### Prompt
Any pictures should be left out; please print exactly the lines between the line with "Give me the" and the line with "number; y: number;", inclusive.
## Begin
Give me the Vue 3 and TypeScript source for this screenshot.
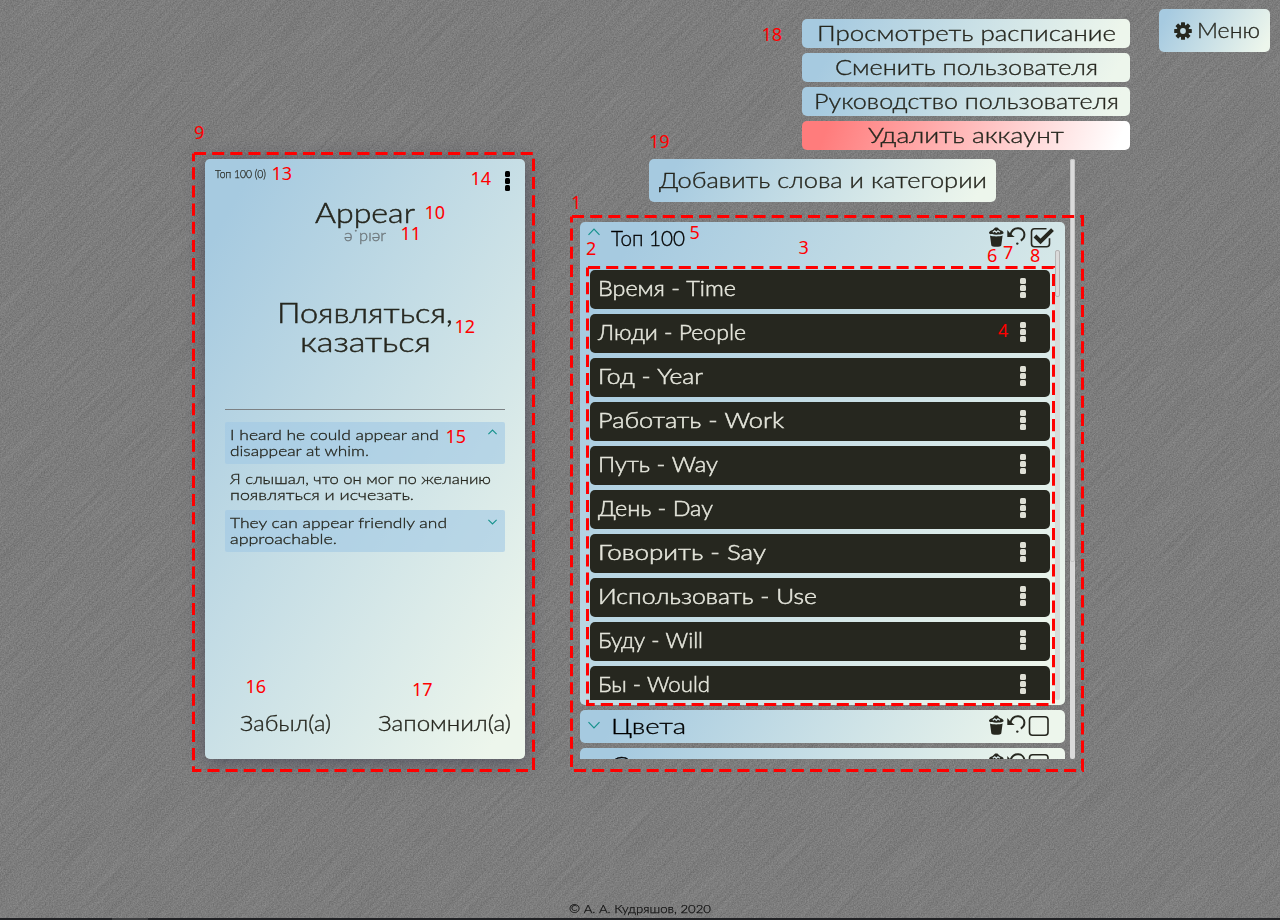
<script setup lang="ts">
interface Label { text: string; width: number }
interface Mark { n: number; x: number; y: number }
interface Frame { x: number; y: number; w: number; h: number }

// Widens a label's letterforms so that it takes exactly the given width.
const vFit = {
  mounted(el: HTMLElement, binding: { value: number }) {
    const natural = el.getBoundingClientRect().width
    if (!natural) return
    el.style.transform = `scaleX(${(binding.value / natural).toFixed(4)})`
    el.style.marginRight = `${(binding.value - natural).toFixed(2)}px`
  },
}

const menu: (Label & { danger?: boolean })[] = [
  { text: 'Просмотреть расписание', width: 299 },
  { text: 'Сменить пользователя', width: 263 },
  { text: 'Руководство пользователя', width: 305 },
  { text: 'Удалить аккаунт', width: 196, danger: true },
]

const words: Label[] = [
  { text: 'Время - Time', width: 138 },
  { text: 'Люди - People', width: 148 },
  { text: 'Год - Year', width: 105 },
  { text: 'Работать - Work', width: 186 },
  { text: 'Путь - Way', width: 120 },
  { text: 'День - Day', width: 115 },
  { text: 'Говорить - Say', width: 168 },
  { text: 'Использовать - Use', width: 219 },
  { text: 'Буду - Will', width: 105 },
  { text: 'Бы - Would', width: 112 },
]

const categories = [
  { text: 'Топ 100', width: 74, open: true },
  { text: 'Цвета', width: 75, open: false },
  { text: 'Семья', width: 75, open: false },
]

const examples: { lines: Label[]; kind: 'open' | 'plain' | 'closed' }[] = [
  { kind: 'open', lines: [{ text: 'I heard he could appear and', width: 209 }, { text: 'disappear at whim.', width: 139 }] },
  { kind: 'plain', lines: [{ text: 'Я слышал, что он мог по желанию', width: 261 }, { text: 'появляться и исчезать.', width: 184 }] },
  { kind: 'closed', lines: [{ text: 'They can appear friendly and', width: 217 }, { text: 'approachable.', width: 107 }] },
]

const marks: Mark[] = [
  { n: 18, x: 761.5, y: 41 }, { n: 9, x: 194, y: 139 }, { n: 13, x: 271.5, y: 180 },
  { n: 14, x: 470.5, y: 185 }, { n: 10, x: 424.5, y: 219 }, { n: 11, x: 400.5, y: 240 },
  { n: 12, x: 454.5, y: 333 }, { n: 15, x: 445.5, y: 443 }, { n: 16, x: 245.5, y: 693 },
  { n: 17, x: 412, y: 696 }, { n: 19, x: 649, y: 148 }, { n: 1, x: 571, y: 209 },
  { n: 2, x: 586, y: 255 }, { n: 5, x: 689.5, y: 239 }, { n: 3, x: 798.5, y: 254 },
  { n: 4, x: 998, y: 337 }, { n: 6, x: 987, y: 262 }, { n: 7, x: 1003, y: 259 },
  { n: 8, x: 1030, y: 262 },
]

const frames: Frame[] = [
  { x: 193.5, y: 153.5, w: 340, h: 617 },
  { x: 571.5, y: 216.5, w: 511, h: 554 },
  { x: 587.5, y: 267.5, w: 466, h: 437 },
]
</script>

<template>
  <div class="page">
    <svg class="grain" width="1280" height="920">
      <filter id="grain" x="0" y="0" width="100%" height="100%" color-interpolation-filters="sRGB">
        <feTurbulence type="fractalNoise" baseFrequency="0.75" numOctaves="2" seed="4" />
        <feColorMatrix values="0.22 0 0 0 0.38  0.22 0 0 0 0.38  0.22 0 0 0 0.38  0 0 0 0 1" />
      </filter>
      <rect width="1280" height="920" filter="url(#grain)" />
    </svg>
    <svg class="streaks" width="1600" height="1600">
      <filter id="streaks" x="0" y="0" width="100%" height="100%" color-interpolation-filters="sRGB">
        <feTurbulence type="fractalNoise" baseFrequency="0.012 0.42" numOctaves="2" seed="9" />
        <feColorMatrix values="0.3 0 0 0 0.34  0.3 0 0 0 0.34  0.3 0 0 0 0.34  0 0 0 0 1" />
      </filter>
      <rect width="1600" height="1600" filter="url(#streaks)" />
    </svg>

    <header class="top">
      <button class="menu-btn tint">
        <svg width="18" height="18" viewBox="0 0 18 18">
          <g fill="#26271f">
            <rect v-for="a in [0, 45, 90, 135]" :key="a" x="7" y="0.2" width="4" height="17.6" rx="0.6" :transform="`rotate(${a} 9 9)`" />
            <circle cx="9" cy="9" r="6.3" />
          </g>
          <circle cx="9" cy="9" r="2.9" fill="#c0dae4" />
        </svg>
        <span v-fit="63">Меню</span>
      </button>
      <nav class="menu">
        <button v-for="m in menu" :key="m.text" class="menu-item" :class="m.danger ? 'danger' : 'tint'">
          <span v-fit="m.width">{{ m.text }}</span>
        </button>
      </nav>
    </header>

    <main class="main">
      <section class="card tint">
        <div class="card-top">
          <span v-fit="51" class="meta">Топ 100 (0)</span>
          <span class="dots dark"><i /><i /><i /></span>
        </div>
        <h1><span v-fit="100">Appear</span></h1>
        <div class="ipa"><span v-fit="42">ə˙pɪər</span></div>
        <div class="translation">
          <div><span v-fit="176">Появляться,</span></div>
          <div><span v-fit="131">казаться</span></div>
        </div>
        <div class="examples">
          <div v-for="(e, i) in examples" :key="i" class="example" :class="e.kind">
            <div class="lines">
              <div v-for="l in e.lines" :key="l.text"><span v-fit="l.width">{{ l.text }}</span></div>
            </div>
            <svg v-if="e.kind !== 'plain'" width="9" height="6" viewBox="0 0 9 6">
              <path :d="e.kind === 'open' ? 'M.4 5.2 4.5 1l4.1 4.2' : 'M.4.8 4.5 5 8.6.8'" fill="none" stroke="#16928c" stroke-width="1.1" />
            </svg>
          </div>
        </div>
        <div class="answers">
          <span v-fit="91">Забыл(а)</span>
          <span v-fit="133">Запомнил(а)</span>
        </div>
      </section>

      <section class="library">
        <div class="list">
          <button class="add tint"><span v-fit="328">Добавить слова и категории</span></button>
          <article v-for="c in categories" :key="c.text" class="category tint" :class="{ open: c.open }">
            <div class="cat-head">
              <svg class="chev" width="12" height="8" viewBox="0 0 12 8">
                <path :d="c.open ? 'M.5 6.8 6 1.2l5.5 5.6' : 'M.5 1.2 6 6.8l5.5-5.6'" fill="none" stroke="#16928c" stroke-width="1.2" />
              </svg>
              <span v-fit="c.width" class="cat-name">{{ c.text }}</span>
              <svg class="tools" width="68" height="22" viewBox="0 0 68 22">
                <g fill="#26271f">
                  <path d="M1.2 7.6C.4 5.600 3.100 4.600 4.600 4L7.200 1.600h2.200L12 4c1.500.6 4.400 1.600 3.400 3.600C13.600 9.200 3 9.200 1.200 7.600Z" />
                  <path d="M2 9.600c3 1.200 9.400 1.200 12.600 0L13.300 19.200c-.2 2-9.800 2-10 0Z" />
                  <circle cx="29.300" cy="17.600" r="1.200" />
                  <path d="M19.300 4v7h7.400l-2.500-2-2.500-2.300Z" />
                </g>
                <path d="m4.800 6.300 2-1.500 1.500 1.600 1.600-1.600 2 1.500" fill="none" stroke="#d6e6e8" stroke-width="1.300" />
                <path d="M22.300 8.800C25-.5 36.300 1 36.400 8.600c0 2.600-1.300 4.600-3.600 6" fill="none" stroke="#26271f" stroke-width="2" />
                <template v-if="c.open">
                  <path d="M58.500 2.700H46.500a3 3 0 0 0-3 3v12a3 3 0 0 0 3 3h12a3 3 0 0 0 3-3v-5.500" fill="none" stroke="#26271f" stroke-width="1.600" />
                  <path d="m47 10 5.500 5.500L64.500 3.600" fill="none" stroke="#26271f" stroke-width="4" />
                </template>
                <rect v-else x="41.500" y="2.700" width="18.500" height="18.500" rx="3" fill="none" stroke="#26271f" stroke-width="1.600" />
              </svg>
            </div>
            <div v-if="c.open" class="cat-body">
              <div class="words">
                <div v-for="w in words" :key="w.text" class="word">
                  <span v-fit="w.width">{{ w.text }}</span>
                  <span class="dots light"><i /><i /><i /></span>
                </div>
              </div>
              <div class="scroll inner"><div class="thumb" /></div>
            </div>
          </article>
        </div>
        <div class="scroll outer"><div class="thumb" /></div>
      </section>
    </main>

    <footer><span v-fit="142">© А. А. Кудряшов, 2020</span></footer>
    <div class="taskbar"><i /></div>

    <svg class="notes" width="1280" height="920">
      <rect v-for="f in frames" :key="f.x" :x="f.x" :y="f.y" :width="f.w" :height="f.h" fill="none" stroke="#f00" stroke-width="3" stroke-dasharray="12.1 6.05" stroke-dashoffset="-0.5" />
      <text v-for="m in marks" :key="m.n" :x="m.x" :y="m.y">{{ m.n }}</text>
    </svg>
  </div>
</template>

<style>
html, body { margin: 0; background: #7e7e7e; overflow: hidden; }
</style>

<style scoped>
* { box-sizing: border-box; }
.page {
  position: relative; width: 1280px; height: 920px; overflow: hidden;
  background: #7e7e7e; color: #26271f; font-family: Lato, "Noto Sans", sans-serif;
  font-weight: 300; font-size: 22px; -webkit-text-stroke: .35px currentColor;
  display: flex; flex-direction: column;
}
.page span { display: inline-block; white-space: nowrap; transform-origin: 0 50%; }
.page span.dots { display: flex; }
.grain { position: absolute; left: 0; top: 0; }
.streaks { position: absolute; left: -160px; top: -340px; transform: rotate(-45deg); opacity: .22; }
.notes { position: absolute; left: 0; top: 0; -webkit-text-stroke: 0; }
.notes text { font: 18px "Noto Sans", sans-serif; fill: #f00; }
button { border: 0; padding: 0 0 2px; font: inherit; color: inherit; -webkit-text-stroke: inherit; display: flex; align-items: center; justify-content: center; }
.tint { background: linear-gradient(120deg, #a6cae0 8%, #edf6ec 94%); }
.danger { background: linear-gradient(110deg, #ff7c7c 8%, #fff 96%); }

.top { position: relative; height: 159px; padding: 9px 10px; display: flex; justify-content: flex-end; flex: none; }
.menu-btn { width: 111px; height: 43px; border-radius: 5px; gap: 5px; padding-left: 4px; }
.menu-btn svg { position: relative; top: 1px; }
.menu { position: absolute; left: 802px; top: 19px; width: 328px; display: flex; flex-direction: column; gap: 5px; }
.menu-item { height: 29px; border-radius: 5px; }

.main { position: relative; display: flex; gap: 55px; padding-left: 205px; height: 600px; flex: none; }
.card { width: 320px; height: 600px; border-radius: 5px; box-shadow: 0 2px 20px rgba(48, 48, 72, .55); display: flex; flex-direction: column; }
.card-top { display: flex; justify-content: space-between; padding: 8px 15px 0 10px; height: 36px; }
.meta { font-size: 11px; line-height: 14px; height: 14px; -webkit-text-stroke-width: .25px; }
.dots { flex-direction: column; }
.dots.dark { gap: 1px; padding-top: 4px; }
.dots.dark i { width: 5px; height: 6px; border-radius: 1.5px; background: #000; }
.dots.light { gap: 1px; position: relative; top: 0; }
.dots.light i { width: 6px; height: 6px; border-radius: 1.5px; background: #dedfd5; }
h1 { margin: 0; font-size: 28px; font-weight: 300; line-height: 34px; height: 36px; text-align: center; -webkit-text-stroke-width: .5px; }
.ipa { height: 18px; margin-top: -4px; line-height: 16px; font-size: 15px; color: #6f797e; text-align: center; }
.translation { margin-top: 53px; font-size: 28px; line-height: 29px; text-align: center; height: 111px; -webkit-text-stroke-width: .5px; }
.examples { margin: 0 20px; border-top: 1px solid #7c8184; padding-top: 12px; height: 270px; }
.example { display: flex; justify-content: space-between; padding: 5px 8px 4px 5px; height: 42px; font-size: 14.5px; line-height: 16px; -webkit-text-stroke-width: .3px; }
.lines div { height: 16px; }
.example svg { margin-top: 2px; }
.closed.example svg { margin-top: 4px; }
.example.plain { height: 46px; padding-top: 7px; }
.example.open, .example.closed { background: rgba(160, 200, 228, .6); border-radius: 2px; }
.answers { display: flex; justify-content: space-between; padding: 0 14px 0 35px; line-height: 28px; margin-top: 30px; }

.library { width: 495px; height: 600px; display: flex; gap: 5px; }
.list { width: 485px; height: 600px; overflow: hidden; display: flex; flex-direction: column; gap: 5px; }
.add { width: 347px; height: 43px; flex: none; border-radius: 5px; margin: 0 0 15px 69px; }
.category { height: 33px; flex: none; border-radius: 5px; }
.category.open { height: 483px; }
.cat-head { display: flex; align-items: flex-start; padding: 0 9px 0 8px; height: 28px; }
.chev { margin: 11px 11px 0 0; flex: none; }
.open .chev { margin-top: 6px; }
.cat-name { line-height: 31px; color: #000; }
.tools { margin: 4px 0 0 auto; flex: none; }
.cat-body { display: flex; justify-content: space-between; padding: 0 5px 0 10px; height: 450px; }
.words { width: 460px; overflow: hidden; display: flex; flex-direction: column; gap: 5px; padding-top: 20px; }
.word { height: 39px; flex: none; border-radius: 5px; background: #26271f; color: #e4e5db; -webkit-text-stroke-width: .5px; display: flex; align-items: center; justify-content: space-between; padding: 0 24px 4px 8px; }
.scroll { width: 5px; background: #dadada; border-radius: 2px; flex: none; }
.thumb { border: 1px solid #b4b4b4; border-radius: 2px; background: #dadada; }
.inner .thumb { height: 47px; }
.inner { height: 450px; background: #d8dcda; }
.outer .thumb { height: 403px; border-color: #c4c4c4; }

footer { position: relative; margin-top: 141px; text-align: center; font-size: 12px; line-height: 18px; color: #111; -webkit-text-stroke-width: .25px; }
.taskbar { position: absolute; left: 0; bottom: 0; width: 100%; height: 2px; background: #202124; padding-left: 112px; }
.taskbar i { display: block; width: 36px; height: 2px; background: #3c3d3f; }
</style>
## End
## Begin
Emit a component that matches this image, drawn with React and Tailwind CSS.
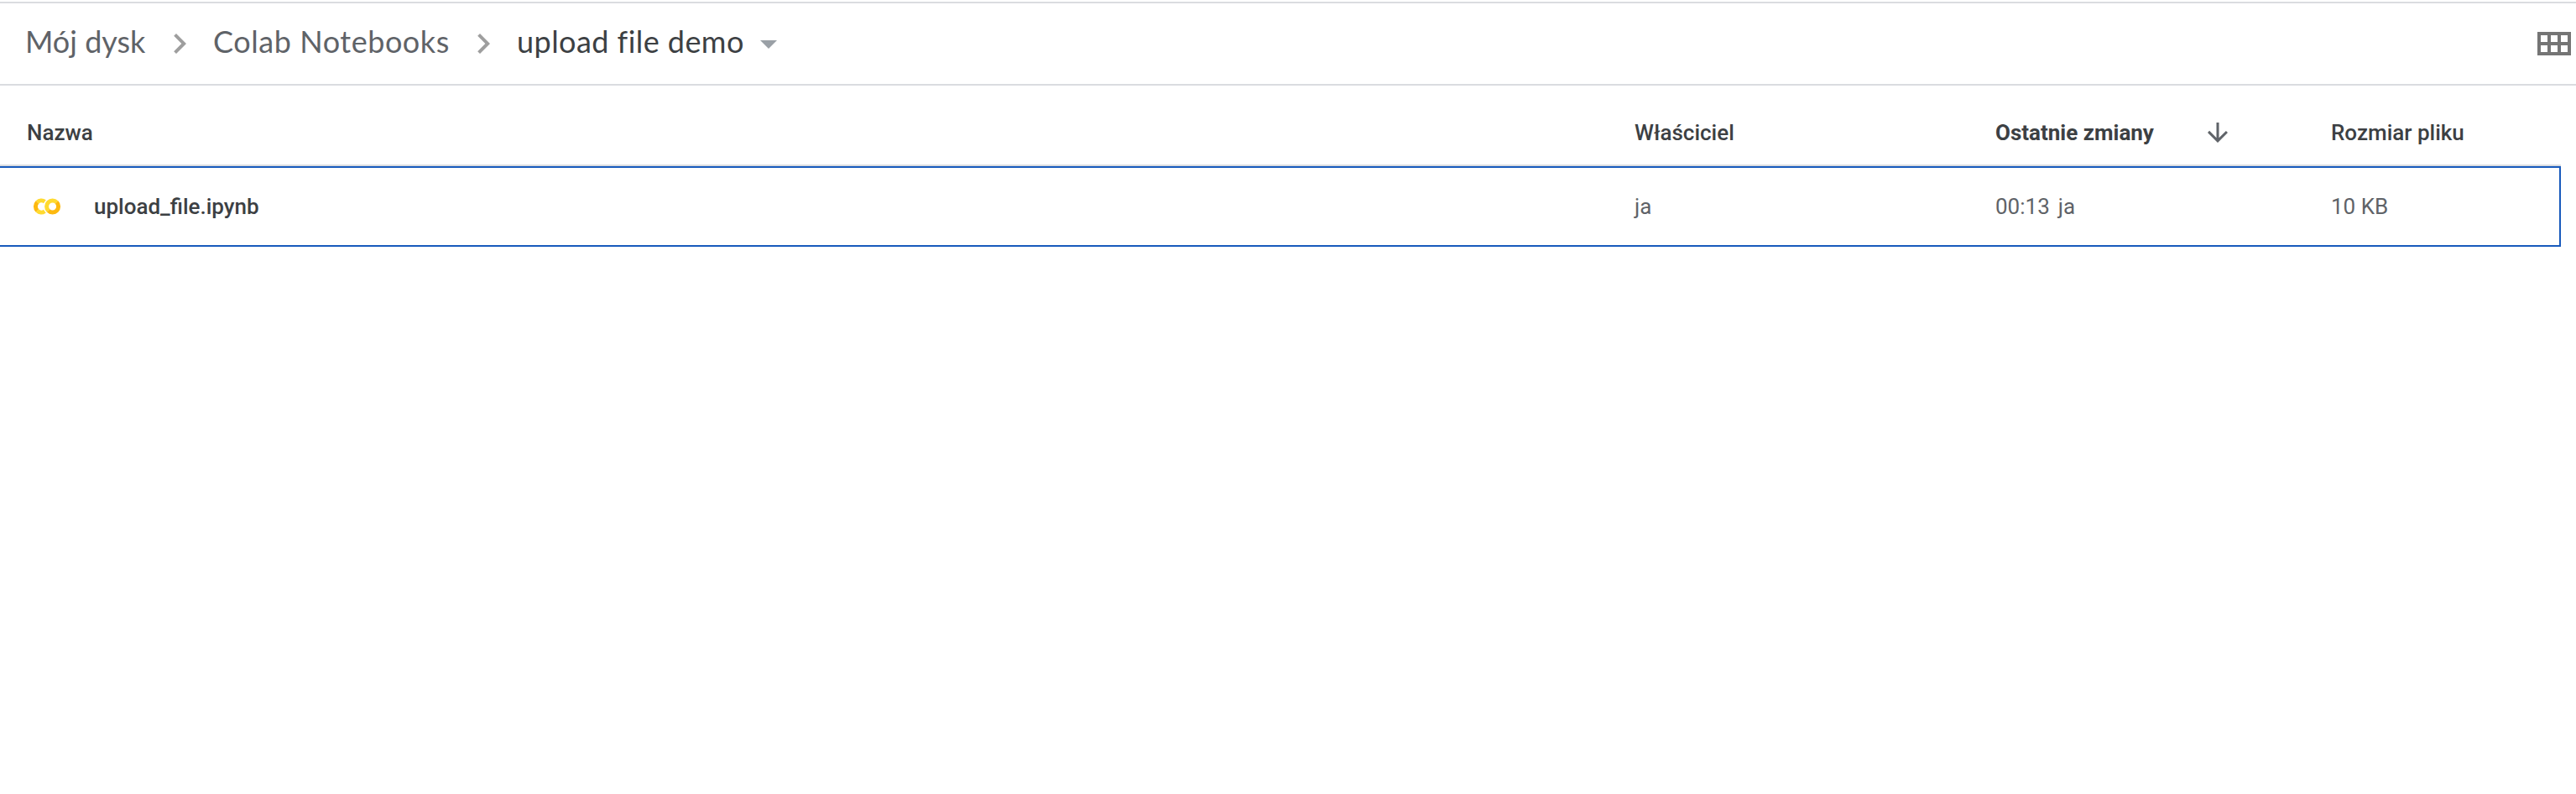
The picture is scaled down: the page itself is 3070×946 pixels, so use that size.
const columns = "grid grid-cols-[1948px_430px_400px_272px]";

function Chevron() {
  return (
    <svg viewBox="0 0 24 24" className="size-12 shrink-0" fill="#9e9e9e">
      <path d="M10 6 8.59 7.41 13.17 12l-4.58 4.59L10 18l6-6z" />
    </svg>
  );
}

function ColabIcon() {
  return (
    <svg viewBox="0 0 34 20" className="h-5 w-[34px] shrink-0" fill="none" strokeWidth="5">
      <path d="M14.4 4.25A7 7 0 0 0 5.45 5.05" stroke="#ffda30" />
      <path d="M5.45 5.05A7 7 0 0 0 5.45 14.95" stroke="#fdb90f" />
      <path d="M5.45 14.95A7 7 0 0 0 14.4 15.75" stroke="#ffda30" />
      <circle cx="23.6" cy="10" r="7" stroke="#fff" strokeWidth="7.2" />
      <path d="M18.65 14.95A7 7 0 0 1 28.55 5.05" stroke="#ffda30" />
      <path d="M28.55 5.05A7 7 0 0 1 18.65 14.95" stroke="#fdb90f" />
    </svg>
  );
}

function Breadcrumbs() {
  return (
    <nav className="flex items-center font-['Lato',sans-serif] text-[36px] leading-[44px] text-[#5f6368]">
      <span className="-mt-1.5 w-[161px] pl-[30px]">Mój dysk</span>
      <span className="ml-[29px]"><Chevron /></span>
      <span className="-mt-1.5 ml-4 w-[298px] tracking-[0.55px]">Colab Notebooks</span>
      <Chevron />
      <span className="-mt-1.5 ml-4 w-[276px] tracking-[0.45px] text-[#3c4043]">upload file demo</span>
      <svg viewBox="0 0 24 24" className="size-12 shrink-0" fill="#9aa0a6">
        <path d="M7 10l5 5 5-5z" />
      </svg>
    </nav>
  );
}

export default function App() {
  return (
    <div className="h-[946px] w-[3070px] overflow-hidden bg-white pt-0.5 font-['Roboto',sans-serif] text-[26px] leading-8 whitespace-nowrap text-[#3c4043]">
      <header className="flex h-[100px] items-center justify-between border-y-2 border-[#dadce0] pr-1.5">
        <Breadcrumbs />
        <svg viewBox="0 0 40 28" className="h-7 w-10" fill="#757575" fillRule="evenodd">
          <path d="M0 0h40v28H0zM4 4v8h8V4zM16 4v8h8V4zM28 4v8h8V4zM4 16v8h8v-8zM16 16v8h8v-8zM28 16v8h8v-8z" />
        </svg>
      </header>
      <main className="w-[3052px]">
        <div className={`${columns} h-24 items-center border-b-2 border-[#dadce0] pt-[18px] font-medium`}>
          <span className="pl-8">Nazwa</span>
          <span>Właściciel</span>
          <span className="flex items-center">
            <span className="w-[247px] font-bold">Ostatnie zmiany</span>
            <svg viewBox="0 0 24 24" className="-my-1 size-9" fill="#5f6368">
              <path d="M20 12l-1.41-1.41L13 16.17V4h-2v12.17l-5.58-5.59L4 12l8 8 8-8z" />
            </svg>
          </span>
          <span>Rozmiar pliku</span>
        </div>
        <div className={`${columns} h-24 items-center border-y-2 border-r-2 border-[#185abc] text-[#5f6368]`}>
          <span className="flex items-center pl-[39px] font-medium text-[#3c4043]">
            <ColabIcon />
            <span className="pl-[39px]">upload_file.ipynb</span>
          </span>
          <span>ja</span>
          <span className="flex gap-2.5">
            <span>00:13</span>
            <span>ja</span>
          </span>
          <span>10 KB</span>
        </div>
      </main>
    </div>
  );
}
## End
### Exercise solution
Give me the Vue 3 and TypeScript source for this screenshot.
<script setup lang="ts">
interface Label { text: string; width: number }
interface Mark { n: number; x: number; y: number }
interface Frame { x: number; y: number; w: number; h: number }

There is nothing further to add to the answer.